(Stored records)

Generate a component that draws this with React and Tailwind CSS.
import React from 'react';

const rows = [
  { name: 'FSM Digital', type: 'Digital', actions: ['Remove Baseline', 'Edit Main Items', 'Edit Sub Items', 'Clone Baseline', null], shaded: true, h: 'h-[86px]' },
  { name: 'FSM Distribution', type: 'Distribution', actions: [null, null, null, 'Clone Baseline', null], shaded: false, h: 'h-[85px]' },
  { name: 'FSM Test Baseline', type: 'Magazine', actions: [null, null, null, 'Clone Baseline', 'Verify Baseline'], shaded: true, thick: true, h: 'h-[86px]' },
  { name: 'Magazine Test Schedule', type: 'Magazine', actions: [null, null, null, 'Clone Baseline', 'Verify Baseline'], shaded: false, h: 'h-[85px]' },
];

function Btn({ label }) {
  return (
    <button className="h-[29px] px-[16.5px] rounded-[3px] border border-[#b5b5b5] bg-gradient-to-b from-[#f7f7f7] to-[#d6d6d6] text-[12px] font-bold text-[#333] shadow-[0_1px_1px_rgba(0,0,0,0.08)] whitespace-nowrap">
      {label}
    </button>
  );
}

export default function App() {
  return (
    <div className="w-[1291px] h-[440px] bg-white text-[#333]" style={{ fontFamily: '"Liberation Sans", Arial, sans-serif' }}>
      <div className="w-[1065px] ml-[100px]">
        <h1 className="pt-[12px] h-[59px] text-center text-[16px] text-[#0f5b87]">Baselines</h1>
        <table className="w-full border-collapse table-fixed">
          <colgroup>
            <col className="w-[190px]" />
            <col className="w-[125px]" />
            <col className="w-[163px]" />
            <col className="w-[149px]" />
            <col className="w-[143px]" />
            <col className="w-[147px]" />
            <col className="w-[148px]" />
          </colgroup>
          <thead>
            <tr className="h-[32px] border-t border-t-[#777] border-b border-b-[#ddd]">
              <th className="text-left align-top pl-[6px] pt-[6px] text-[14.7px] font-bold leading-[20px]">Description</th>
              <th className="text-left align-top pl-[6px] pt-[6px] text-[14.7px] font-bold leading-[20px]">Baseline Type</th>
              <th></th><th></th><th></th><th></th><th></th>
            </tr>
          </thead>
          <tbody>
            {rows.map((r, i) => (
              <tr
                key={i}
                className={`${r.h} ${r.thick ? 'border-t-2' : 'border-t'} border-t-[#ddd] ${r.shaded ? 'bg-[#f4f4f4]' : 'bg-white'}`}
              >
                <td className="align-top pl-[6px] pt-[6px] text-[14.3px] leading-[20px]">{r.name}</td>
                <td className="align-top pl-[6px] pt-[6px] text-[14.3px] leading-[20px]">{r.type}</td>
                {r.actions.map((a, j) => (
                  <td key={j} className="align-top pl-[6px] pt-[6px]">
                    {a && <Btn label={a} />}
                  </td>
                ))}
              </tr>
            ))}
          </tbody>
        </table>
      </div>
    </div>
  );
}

...

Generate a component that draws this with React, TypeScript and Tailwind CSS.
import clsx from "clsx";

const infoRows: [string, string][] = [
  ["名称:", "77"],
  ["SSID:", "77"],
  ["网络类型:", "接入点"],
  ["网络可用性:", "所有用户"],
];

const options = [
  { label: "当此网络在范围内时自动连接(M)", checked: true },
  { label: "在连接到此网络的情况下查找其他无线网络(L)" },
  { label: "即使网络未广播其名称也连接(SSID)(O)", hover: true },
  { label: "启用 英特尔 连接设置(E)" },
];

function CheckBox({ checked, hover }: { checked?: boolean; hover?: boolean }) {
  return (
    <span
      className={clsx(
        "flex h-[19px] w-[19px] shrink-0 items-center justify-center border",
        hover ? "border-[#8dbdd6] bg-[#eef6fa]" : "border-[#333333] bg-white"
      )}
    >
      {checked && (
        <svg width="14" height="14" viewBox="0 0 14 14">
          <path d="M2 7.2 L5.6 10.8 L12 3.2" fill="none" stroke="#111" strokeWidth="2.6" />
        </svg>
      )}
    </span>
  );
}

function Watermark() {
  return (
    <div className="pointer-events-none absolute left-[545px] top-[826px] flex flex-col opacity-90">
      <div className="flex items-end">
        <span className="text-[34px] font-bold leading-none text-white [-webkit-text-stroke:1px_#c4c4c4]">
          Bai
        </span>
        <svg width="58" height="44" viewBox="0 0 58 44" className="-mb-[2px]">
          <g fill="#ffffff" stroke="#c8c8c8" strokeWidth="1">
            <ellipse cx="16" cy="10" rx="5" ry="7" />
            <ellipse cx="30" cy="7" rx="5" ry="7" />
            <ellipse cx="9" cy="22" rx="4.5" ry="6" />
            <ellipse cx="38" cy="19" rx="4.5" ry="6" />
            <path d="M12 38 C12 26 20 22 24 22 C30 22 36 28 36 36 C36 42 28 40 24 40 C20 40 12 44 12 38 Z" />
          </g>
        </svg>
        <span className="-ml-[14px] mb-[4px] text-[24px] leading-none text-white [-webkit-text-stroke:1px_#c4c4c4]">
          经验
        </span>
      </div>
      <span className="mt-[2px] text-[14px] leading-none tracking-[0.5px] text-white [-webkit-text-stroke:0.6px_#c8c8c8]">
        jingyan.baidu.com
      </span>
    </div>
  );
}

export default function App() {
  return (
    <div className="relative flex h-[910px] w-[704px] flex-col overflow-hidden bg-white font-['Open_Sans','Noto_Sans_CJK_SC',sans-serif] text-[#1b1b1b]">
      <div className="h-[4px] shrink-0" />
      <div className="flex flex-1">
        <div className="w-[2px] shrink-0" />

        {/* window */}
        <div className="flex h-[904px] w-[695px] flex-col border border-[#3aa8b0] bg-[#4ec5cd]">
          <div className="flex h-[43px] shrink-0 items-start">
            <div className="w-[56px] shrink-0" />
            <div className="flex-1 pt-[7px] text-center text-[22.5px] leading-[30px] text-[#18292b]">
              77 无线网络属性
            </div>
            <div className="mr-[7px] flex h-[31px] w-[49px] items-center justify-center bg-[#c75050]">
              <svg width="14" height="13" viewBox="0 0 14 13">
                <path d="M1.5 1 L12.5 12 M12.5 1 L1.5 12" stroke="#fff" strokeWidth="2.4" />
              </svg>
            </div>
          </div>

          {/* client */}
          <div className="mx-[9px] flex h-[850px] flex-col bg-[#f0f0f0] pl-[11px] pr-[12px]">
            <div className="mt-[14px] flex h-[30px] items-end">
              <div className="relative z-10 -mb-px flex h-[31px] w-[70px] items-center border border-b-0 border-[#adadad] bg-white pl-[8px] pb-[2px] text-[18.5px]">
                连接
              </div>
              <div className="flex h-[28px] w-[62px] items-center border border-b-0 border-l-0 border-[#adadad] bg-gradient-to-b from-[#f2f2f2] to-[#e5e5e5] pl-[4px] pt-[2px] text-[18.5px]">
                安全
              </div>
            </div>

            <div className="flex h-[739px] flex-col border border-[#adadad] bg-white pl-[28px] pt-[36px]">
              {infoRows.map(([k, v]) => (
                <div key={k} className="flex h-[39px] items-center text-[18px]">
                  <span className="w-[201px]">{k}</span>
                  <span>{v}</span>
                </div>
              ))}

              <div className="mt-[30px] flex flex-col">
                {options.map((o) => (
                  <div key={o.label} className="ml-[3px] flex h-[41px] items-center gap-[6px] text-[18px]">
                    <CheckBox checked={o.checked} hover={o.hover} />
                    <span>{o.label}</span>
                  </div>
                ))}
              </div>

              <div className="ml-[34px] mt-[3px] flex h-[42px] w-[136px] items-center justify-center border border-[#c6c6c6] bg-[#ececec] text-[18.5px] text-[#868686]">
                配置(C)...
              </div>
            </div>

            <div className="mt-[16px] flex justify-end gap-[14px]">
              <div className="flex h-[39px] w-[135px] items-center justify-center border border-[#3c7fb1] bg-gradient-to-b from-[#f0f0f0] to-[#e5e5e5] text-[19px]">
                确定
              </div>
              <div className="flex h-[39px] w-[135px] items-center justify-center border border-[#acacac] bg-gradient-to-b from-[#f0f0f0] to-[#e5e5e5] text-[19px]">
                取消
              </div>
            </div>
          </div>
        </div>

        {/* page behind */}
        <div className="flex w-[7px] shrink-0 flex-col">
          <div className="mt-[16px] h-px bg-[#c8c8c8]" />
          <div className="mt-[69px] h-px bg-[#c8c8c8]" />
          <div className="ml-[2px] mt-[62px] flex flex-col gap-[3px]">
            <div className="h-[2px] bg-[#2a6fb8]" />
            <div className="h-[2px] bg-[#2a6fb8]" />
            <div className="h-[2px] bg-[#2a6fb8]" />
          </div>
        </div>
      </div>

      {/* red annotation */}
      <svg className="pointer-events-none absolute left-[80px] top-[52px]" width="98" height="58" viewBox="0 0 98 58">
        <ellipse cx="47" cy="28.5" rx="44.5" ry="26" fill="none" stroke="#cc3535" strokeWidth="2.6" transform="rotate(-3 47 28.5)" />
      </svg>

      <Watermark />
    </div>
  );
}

• [Problem description]: Each line that holds the word "React" should be extracted from the records.

• [Solution to this problem]:
Generate a component that draws this with React and Tailwind CSS.
import React from 'react';
Generate a component that draws this with React, TypeScript and Tailwind CSS.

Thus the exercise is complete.